- Data segment:

■ ■ ■

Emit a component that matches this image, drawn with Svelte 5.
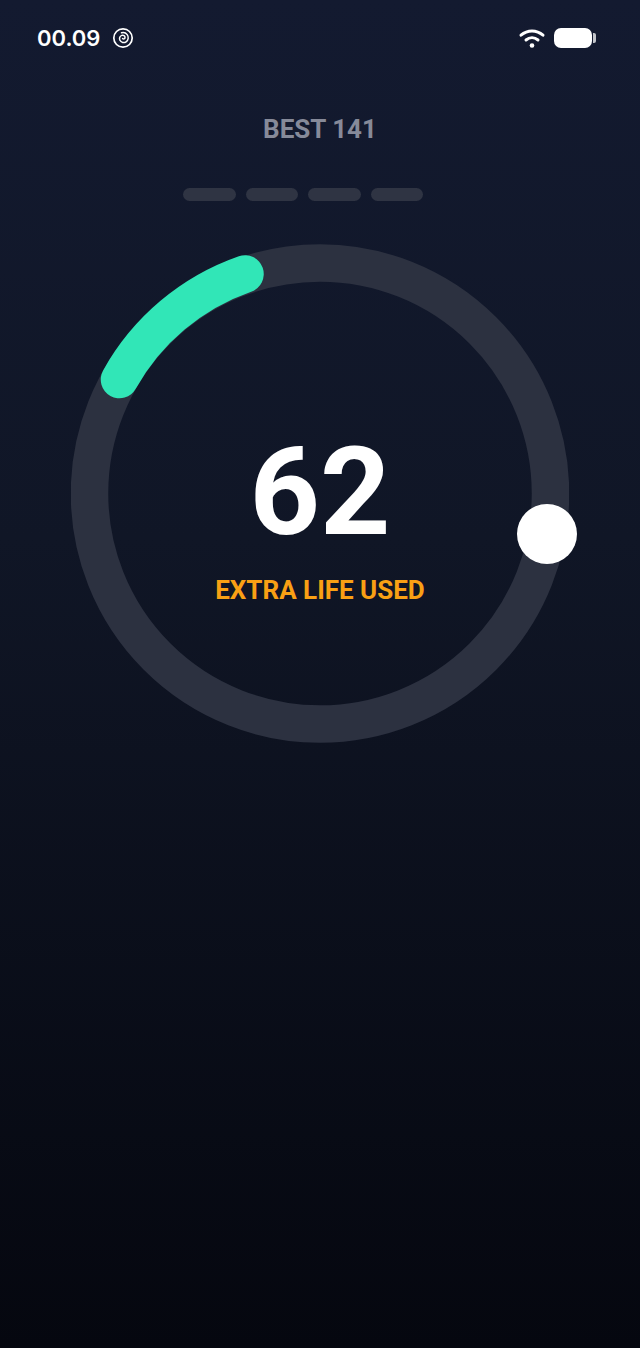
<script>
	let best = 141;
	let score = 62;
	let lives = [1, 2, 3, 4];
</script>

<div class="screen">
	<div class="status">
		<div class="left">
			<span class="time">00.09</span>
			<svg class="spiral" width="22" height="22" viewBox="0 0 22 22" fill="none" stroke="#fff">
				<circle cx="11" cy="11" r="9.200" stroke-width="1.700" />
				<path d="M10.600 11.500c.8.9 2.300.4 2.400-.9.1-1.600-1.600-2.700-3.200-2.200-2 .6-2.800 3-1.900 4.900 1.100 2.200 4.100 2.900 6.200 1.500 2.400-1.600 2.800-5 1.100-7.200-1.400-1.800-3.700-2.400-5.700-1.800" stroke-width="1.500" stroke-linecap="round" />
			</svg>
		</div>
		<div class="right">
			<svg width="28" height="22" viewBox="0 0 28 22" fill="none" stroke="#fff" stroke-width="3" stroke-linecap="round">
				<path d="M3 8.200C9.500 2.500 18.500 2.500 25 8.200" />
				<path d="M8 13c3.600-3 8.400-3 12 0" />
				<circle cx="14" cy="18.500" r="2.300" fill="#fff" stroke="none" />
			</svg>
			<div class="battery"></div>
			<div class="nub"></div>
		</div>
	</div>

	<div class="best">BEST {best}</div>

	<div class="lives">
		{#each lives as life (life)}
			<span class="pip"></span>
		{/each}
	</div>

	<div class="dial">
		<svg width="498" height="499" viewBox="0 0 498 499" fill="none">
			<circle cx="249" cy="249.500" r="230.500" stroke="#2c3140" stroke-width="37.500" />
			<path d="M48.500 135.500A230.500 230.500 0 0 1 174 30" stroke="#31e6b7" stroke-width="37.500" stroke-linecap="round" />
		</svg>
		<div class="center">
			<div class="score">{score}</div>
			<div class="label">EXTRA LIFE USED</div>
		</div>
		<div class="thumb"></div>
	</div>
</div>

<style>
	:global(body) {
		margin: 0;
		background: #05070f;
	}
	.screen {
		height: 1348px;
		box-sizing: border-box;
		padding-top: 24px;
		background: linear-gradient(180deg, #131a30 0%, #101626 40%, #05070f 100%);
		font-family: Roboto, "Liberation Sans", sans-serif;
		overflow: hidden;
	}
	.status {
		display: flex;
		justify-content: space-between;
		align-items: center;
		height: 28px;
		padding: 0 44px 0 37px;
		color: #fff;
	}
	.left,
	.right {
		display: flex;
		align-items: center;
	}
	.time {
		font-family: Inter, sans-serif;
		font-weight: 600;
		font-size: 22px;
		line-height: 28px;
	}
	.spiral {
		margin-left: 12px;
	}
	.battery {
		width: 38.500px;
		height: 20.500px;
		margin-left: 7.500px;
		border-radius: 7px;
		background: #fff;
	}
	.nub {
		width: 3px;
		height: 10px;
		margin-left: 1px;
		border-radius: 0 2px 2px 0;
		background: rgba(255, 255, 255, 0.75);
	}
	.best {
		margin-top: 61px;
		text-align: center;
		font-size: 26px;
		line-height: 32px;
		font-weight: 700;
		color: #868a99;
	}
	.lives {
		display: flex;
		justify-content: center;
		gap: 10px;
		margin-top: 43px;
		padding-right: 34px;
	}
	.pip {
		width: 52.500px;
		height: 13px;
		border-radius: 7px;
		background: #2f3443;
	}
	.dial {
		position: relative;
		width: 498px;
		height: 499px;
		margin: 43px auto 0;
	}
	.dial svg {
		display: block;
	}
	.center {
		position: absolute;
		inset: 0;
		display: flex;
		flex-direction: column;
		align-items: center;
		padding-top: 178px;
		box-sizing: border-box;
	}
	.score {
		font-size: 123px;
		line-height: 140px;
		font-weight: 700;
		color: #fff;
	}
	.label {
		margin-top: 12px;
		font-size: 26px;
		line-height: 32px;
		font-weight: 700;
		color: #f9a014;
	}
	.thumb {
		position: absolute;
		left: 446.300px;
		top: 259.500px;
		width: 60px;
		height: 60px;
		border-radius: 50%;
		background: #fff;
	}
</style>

■ ■ ■

The data above should be repeated exactly, minus any pictures.

- Exercise result:
Emit a component that matches this image, drawn with Svelte 5.
<script>
	let best = 141;
	let score = 62;
	let lives = [1, 2, 3, 4];
</script>

<div class="screen">
	<div class="status">
		<div class="left">
			<span class="time">00.09</span>
			<svg class="spiral" width="22" height="22" viewBox="0 0 22 22" fill="none" stroke="#fff">
				<circle cx="11" cy="11" r="9.200" stroke-width="1.700" />
				<path d="M10.600 11.500c.8.9 2.300.4 2.400-.9.1-1.600-1.600-2.700-3.200-2.200-2 .6-2.800 3-1.900 4.900 1.100 2.200 4.100 2.900 6.200 1.500 2.400-1.600 2.800-5 1.100-7.200-1.400-1.800-3.700-2.400-5.700-1.800" stroke-width="1.500" stroke-linecap="round" />
			</svg>
		</div>
		<div class="right">
			<svg width="28" height="22" viewBox="0 0 28 22" fill="none" stroke="#fff" stroke-width="3" stroke-linecap="round">
				<path d="M3 8.200C9.500 2.500 18.500 2.500 25 8.200" />
				<path d="M8 13c3.600-3 8.400-3 12 0" />
				<circle cx="14" cy="18.500" r="2.300" fill="#fff" stroke="none" />
			</svg>
			<div class="battery"></div>
			<div class="nub"></div>
		</div>
	</div>

	<div class="best">BEST {best}</div>

	<div class="lives">
		{#each lives as life (life)}
			<span class="pip"></span>
		{/each}
	</div>

	<div class="dial">
		<svg width="498" height="499" viewBox="0 0 498 499" fill="none">
			<circle cx="249" cy="249.500" r="230.500" stroke="#2c3140" stroke-width="37.500" />
			<path d="M48.500 135.500A230.500 230.500 0 0 1 174 30" stroke="#31e6b7" stroke-width="37.500" stroke-linecap="round" />
		</svg>
		<div class="center">
			<div class="score">{score}</div>
			<div class="label">EXTRA LIFE USED</div>
		</div>
		<div class="thumb"></div>
	</div>
</div>

<style>
	:global(body) {
		margin: 0;
		background: #05070f;
	}
	.screen {
		height: 1348px;
		box-sizing: border-box;
		padding-top: 24px;
		background: linear-gradient(180deg, #131a30 0%, #101626 40%, #05070f 100%);
		font-family: Roboto, "Liberation Sans", sans-serif;
		overflow: hidden;
	}
	.status {
		display: flex;
		justify-content: space-between;
		align-items: center;
		height: 28px;
		padding: 0 44px 0 37px;
		color: #fff;
	}
	.left,
	.right {
		display: flex;
		align-items: center;
	}
	.time {
		font-family: Inter, sans-serif;
		font-weight: 600;
		font-size: 22px;
		line-height: 28px;
	}
	.spiral {
		margin-left: 12px;
	}
	.battery {
		width: 38.500px;
		height: 20.500px;
		margin-left: 7.500px;
		border-radius: 7px;
		background: #fff;
	}
	.nub {
		width: 3px;
		height: 10px;
		margin-left: 1px;
		border-radius: 0 2px 2px 0;
		background: rgba(255, 255, 255, 0.75);
	}
	.best {
		margin-top: 61px;
		text-align: center;
		font-size: 26px;
		line-height: 32px;
		font-weight: 700;
		color: #868a99;
	}
	.lives {
		display: flex;
		justify-content: center;
		gap: 10px;
		margin-top: 43px;
		padding-right: 34px;
	}
	.pip {
		width: 52.500px;
		height: 13px;
		border-radius: 7px;
		background: #2f3443;
	}
	.dial {
		position: relative;
		width: 498px;
		height: 499px;
		margin: 43px auto 0;
	}
	.dial svg {
		display: block;
	}
	.center {
		position: absolute;
		inset: 0;
		display: flex;
		flex-direction: column;
		align-items: center;
		padding-top: 178px;
		box-sizing: border-box;
	}
	.score {
		font-size: 123px;
		line-height: 140px;
		font-weight: 700;
		color: #fff;
	}
	.label {
		margin-top: 12px;
		font-size: 26px;
		line-height: 32px;
		font-weight: 700;
		color: #f9a014;
	}
	.thumb {
		position: absolute;
		left: 446.300px;
		top: 259.500px;
		width: 60px;
		height: 60px;
		border-radius: 50%;
		background: #fff;
	}
</style>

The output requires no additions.